Popular science fiction has long explored the themes of race, racial tolerance, isolation and segregation.
Alien species as a metaphor for race is not rocket science and it goes as far back as 1953 with the movie It Came From Outer Space, where the aliens believe their hideous appearance will inevitably lead to conflict with humanity, and reflects the xenophobic thinking at the time, that is the “blacks” would show consideration for the “whites”.
It was the sort of thinking that in turn led to one of the most tragic social-engineering laws of our time - Apartheid.
Hollywood’s latest offering District 9 - about the relocation of a population of aliens that have crash-landed in Johannesburg, South Africa is no exception to the species as race metaphor.
If you’re thinking “that’s bleeding obvious the film is set in South Africa after all,” it might be news to you that the film is actually inspired by a very real South African tragedy - the story of District Six in Cape Town that was home to many “coloured” South Africans.
I did love the look on a friend of mine’s face when I said “District 9 is based on a true story,” but that’s not far from truth. Leaving reviews of the film behind (and accusations that the film is itself racist in its depiction of Nigerians), it’s a story that should not be forgotten. At least not in exchange for the memory of the fictional Wikus van de Merwe.
District Six was, at the turn of the century, a bustling microcosm of racial tolerance and a vibrant and lively community populated by former slaves, artisans, small business people and immigrants. In the early days its population were mostly Cape Malays (called “coloureds” at that time) brought to South Africa by the Dutch East India Company during the years it administered the Cape colony.
But the population became more culturally diverse and home to a smaller number of Africans, whites and Indians. It is not a glossing of facts to say it was an area in which Christian, Jews and Muslims were neighbours and blacks and whites lived together as friends.
Eventually Apartheid would catch up with it.
On February 11, 1966 it did, with the government declaring District Six a whites-only area under the Groups Area Act, deeming it a slum and portraying it as an area rife with crime, gambling, drinking and prostitution and in need of rehabilitation. The Group Areas Act meant prime land, which the area was on, was to be reserved for the white population.
Apartheid upheld that interracial interaction caused conflict and necessitated the separation of races. District Six would forever disprove that and had to go.
In 1968 the first forced removals began and were carried out with shocking clarity and force. The “blacks” were the first to go, then the Indians, Chinese and Malays. Removals continued until 1982 when more than 60,000 people had been relocated to the sandy, bleak Cape flats - a township some 25 kilometres away.

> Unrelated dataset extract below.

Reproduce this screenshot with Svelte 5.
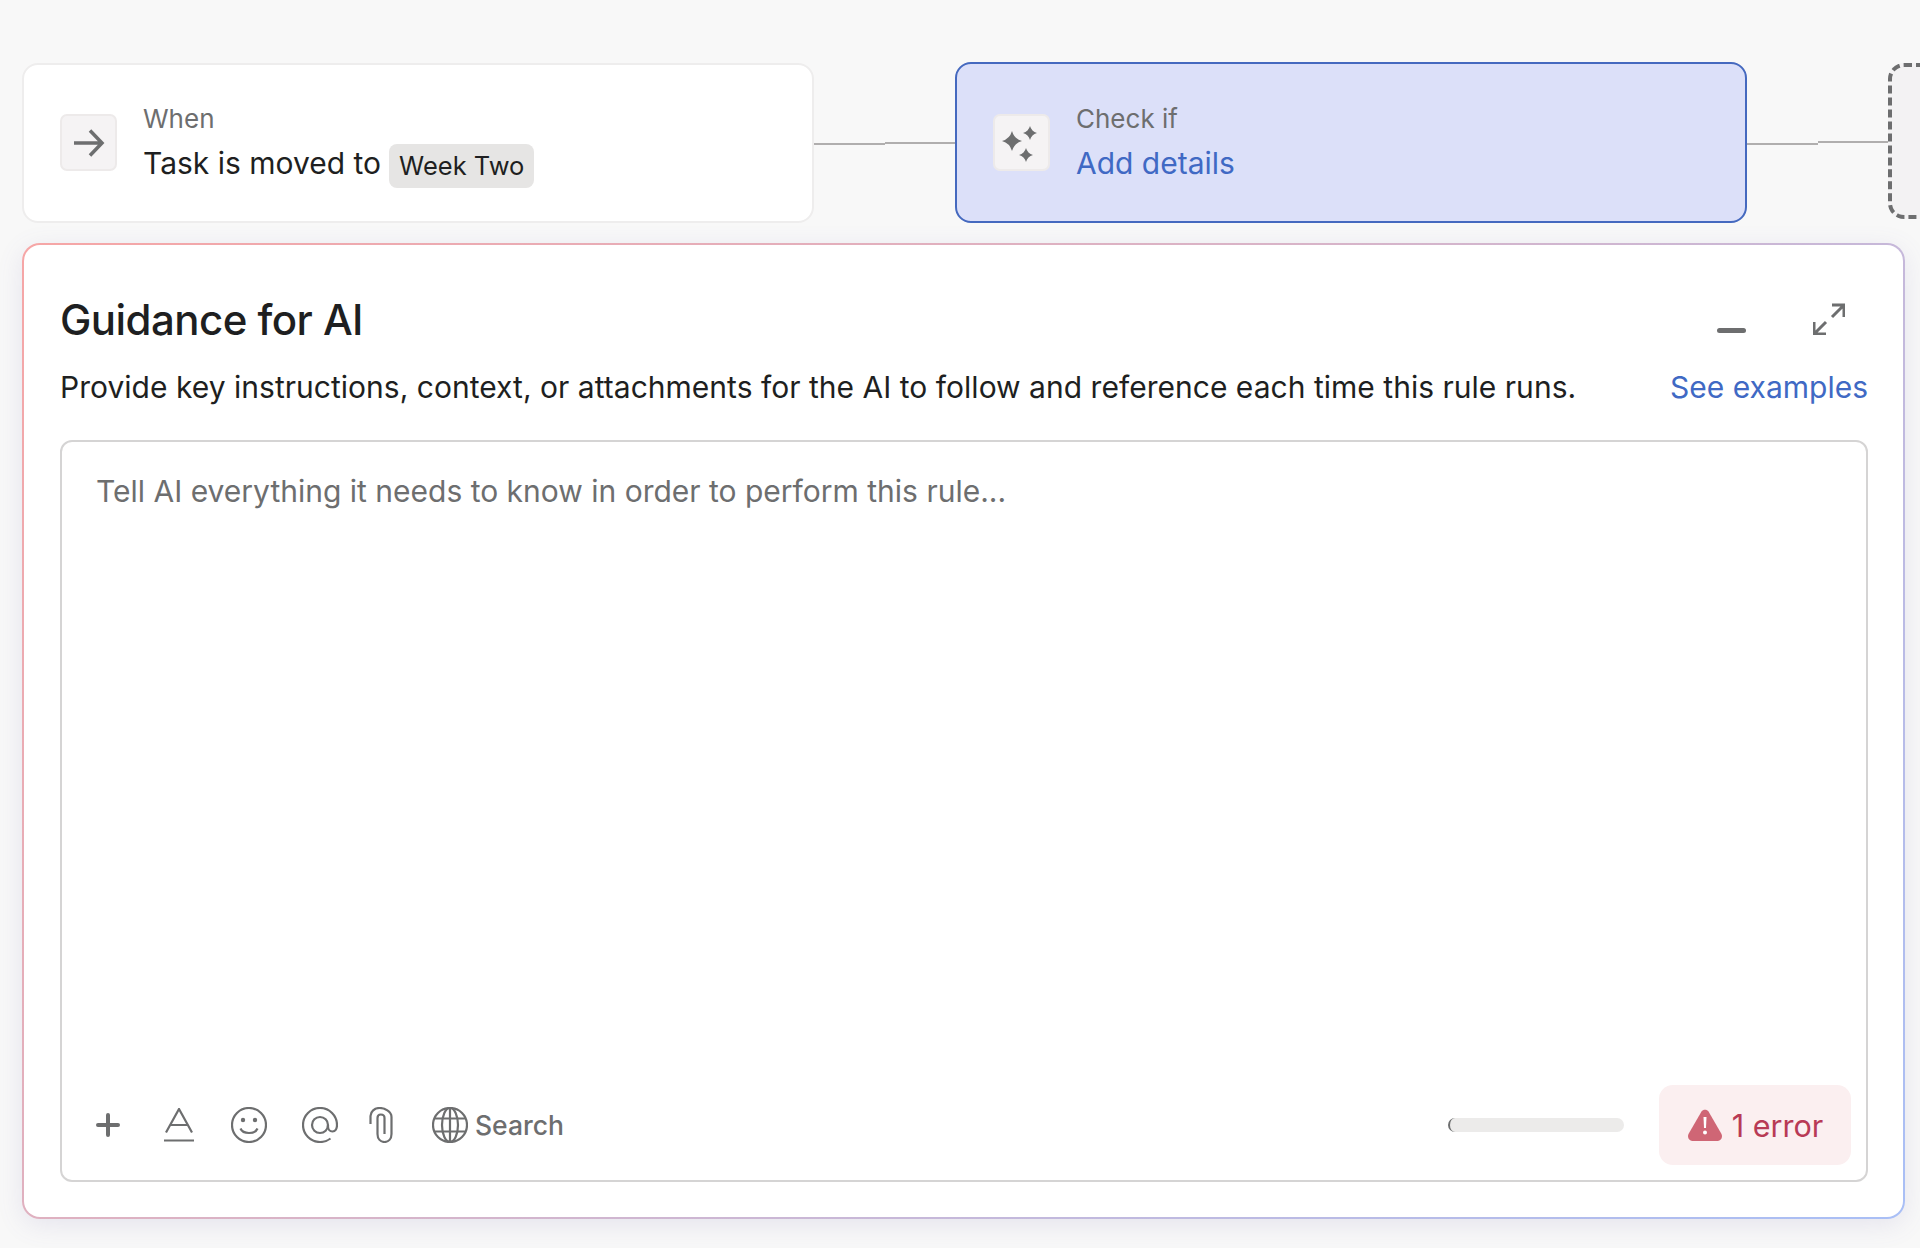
<script>
  const errorCount = 1

  // four point sparkle, concave sides
  const star = (x, y, r) => {
    const k = r * 0.22
    return `M${x} ${y - r}Q${x + k} ${y - k} ${x + r} ${y}Q${x + k} ${y + k} ${x} ${y + r}Q${x - k} ${y + k} ${x - r} ${y}Q${x - k} ${y - k} ${x} ${y - r}Z`
  }
  const sparkles = [star(10, 18, 10), star(28, 10, 7), star(24, 32, 7)]
</script>

<main class="page">
  <div class="flow">
    <section class="node when">
      <div class="node-icon">
        <svg viewBox="0 0 32 32" width="32" height="32" class="arrow"><path d="M1 16H29M17 3.500L29 16L17 28.500" /></svg>
      </div>
      <div class="node-text">
        <div class="label">When</div>
        <div class="value">Task is moved to <span class="chip">Week Two</span></div>
      </div>
    </section>

    <div class="link"><i class="a"></i><i class="b"></i></div>

    <section class="node check">
      <div class="node-icon">
        <svg viewBox="0 0 40 40" width="40" height="40" class="filled">
          {#each sparkles as d}
            <path {d} />
          {/each}
        </svg>
      </div>
      <div class="node-text">
        <div class="label">Check if</div>
        <div class="value link-text">Add details</div>
      </div>
    </section>

    <div class="link second"><i class="a"></i><i class="b"></i></div>

    <section class="ghost"></section>
  </div>

  <section class="panel">
    <header class="panel-head">
      <h1>Guidance for AI</h1>
      <div class="panel-actions">
        <span class="minimize"></span>
        <svg viewBox="0 0 32 32" width="32" height="32" class="line-icon expand">
          <path d="M19 2H31V14M31 2L19 14M1 19V31H13M1 31L13 19" />
        </svg>
      </div>
    </header>

    <div class="panel-desc">
      <p>Provide key instructions, context, or attachments for the AI to follow and reference each time this rule runs.</p>
      <span class="link-text">See examples</span>
    </div>

    <div class="editor">
      <div class="placeholder">Tell AI everything it needs to know in order to perform this rule...</div>

      <div class="toolbar">
        <div class="tools">
          <svg viewBox="0 0 24 24" width="24" height="24" class="line-icon plus"><path d="M12 2V22M2 12H22" /></svg>
          <svg viewBox="0 0 34 34" width="34" height="34" class="line-icon thin a-icon"><path d="M4 24.500L17 1L30 24.500M8 17H26M2 32.500H32" /></svg>
          <svg viewBox="0 0 36 36" width="36" height="36" class="line-icon thin smile">
            <circle cx="18" cy="18" r="17" />
            <circle cx="12" cy="13" r="2.200" class="dot" />
            <circle cx="24" cy="13" r="2.200" class="dot" />
            <path d="M9.500 21.500C12 27.500 24 27.500 26.500 21.500" />
          </svg>
          <svg viewBox="0 0 36 36" width="36" height="36" class="line-icon thin at">
            <path d="M28.500 31.500C25.500 33.800 22 35 18 35C8.600 35 1 27.400 1 18S8.600 1 18 1S35 8.600 35 18C35 21.500 33.400 24.500 30.500 24.500C27.500 24.500 26 22 26 19.500V18" />
            <circle cx="18" cy="18" r="8" />
          </svg>
          <svg viewBox="0 0 24 36" width="24" height="36" class="line-icon thin clip">
            <path d="M1.500 17V9C1.500 4.500 5.500 1 10.500 1S22.500 4.500 22.500 10V27C22.500 32 19.500 35 15.500 35S8.500 32 8.500 27V11C8.500 8.800 9.800 7.500 11.800 7.500S15.500 8.800 15.500 11V27" />
          </svg>
          <button class="search">
            <svg viewBox="0 0 36 36" width="36" height="36" class="line-icon thin">
              <circle cx="18" cy="18" r="17" />
              <ellipse cx="18" cy="18" rx="8" ry="17" />
              <path d="M18 1V35M3 11.500H33M3 24.500H33" />
            </svg>
            Search
          </button>
        </div>

        <div class="status">
          <div class="progress"></div>
          <button class="errors">
            <svg viewBox="0 0 36 32" width="36" height="32">
              <path d="M14.500 2.500C16 0 20 0 21.500 2.500L34.500 25C36 28 34 32 30.500 32H5.500C2 32 0 28 1.500 25Z" fill="#cf6675" />
              <path d="M16.500 8H19.500L19 19H17Z" fill="#fff" />
              <circle cx="18" cy="23.500" r="2" fill="#fff" />
            </svg>
            {errorCount} error
          </button>
        </div>
      </div>
    </div>
  </section>
</main>

<style>
  :global(body) {
    background: #f8f8f8;
    font-family: Inter, "Liberation Sans", sans-serif;
  }

  .page {
    width: 1920px;
    height: 1248px;
    box-sizing: border-box;
    padding: 62px 0 0 22px;
    overflow: hidden;
    color: #1e1f21;
  }

  .flow {
    display: flex;
    height: 161px;
    width: 1920px;
  }

  .node {
    flex: none;
    box-sizing: border-box;
    display: flex;
    align-items: center;
    gap: 26px;
    padding: 0 35px 0 36px;
    border-radius: 16px;
    border: 2px solid #eeeded;
    background: #fff;
  }

  .when {
    width: 792px;
    margin-top: 1px;
    padding-bottom: 1px;
  }

  .check {
    width: 792px;
    background: #dce0f9;
    border-color: #4569bf;
  }

  .node-icon {
    flex: none;
    width: 57px;
    height: 57px;
    box-sizing: border-box;
    display: flex;
    align-items: center;
    justify-content: center;
    background: #f5f3f4;
    border: 2px solid #edeaea;
    border-radius: 7px;
  }

  .node-icon svg,
  .line-icon {
    fill: none;
    stroke: #6d6e6f;
    stroke-width: 3;
  }

  .node-icon svg.arrow {
    stroke-width: 3.500;
  }

  .node-icon svg.filled {
    fill: #6d6e6f;
    stroke: none;
  }

  .label {
    font-size: 26px;
    line-height: 34px;
    color: #6d6e6f;
  }

  .value {
    display: flex;
    align-items: flex-start;
    gap: 8px;
    height: 40px;
    margin-top: 7px;
    font-size: 30px;
    line-height: 40px;
  }

  .chip {
    flex: none;
    margin-top: 1px;
    padding: 0 10px;
    height: 44px;
    line-height: 44px;
    font-size: 25.500px;
    background: #e6e5e4;
    border-radius: 8px;
  }

  .link-text {
    color: #4069c4;
  }

  .link {
    flex: none;
    width: 141px;
    display: flex;
    height: 4px;
    margin-top: 81px;
  }

  .link i {
    display: block;
    flex: 1;
    height: 2px;
    background: #b0aeae;
  }

  .link .b {
    margin-top: -1px;
  }

  .link.second .b {
    margin-top: -2px;
  }

  .ghost {
    flex: none;
    width: 200px;
    height: 156px;
    margin-top: 1px;
    box-sizing: border-box;
    border: 4px dashed #6d6e6f;
    border-radius: 16px;
    background: #f3f2f3;
  }

  .panel {
    width: 1883px;
    height: 976px;
    margin-top: 20px;
    box-sizing: border-box;
    display: flex;
    flex-direction: column;
    padding: 0 35px 35px 36px;
    border: 2px solid transparent;
    border-radius: 18px;
    background:
      linear-gradient(#fff, #fff) padding-box,
      linear-gradient(135deg, #f6a6a6 0%, #d8b4c8 45%, #a9bff6 100%) border-box;
    box-shadow: 0 6px 26px rgba(110, 100, 170, 0.13);
  }

  .panel-head {
    display: flex;
    justify-content: space-between;
    align-items: flex-start;
  }

  h1 {
    margin: 48px 0 0;
    font-size: 42px;
    line-height: 54px;
    font-weight: 550;
    letter-spacing: -0.550px;
  }

  .panel-actions {
    display: flex;
    align-items: flex-start;
    gap: 67px;
    margin: 58px 23px 0 0;
  }

  .minimize {
    width: 29px;
    height: 5px;
    margin-top: 25px;
    border-radius: 3px;
    background: #6d6e6f;
  }

  .panel-desc {
    display: flex;
    justify-content: space-between;
    align-items: center;
    margin-top: 19px;
    font-size: 30px;
    line-height: 42px;
  }

  .panel-desc p {
    margin: 0;
    letter-spacing: 0.020px;
  }

  .editor {
    flex: 1;
    margin-top: 32px;
    display: flex;
    flex-direction: column;
    border: 2px solid #d5d4d4;
    border-radius: 12px;
  }

  .placeholder {
    padding: 28px 34px 0;
    font-size: 30px;
    line-height: 42px;
    color: #6d6e6f;
  }

  .toolbar {
    margin-top: auto;
    display: flex;
    justify-content: space-between;
    align-items: center;
    padding: 0 15px 15px 34px;
  }

  .tools {
    display: flex;
    align-items: center;
    gap: 35px;
  }

  .plus {
    stroke-width: 4;
    stroke-linecap: round;
  }

  .a-icon {
    margin-left: 7px;
  }

  .clip {
    margin-left: -4px;
  }

  .line-icon.thin {
    stroke-width: 2.200;
  }

  .dot {
    fill: #6d6e6f;
    stroke: none;
  }

  .search {
    display: flex;
    align-items: center;
    gap: 7px;
    margin-left: 4px;
    padding: 0;
    border: 0;
    background: none;
    font: 500 26.500px Inter, "Liberation Sans", sans-serif;
    color: #6d6e6f;
  }

  .status {
    display: flex;
    align-items: center;
    gap: 35px;
  }

  .progress {
    width: 176px;
    height: 14px;
    border-radius: 7px;
    background: #ecebea;
    border-left: 2px solid #6d6e6f;
    box-sizing: border-box;
  }

  .errors {
    width: 192px;
    height: 80px;
    display: flex;
    align-items: center;
    justify-content: center;
    gap: 9px;
    padding: 0;
    border: 0;
    border-radius: 14px;
    background: #fbeff0;
    color: #b83a55;
    font: 400 30.500px Inter, "Liberation Sans", sans-serif;
  }
</style>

Many are still trapped there in a vicious poverty cycle, cut off from the world, by the one road that leads in and out of the area. It took about 15 years but by the end the government had completely razed District Six. Houses and homes that people had only known, were bulldozed to the ground - the only buildings left standing were a few mosques and churches.
The story did not end there.
The (guilty) memory of what District Six stood for triumphed through Apartheid and the area stayed largely undeveloped, with only a small area redeveloped as a Technological College.
Since the fall of apartheid in 1994, the African National Congress recognised the claims of former residents to the area, and pledged to support rebuilding on the still empty land. In 2003 work started on the first new buildings.
On 11 February 2004, exactly 38 years after the area was rezoned by the government, former president Nelson Mandela handed the keys to the first returning residents, Ebrahim Murat (87) and Dan Ndzabela (82).
There have been some breakdowns and delays in claims and funding for rebuilding the area, but the government still expects some 30,000 people to return in the next three years.
I guess until that time the grassy lawns that grow over the old District Six prove the legacy of Apartheid will take a long time to overcome.
Meanwhile, white South Africans are the new villains in Hollywood, and some would say it’s a role that 40 years of Apartheid makes them well-suited for. But in our quest to blow up spaceships and save the human race, let’s not forget the recent and real story of District Six.
At least then, there is hope for the “future”. Aliens or not.